Sol - are you aware of how the Charter two schools deal with such incredibly late requests for a spot? Do schools even have spots left that late in the day, late summer?


Southwark have told us that we'd apply when we lived back in the borough, they'd offer us a spot at one of our CAF 6 listed schools if there was one, and if there was no spot, then we'd be offered a spot at any secondary in Southwark, closest first. All a little hairy! Unsure if local schools have even one spot after the CAF applications?!


Thanks for all your help.

I understand that late applications will be allocated a place at the schools on your list if one is available - the highest choice where one is available. If none are available you'll be offered a place at your closest school with available space and then you can go on the waitlist for any other school you are interested in.
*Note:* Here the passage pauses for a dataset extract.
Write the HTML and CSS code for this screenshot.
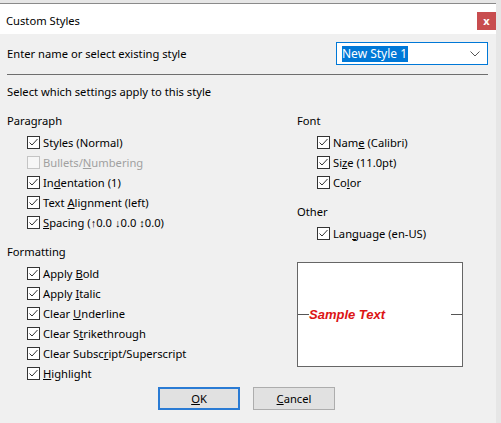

At that point, you'll be in the same place as all the rest of us who have applied on time and are unhappy with our allocation / holding a preference for another school and are sitting on waitlists in the hope of a preferred choice. You'll be placed on the waitlists in rank of how you meet the oversubscription criteria - so if we're both on the waitlist for a school that is decided on by distance only and you were closer, you'd go higher up the waitlist than us.


I'm told that there's lots of movement on the waitlists over the summer so don't despair totally at going on the lists a little late. If you've got the chance to chose where you decide to live, you may want to consider moving closer to your school of choice (if it is decided on distance) to improve your chances. And even once your kids start in September, you can always stay on waitlists and see if spaces come up. There are lots of stories of kids buying uniform one day and getting a place at their preferred school the next.


Good luck with the move and getting a school!

So how does the waiting list operate in a school that allocates places by lottery rather than distance?


Jerry, both the Charter School Herne Hill and Kingsdale are very over-subscribed and have long waiting lists. If you move to within the Charter School "catchment" area you will automatically go above someone who lives further away from the school than you do, no matter how long they have been on the waiting list. Distance is all.


With Kingsdale, there isn't a catchment, so I'm not sure how they manage their waiting lists when new people apply.

Kingsdale 'shuffles' their waiting list regularly with the stated aim of keeping it a fair lottery for anyone who joins the waiting list later along the line. I suppose this might work well for some people. My experience of it was that I had 3 kids all high (as high as 4th) on the list for almost a year without any of them being offered a place.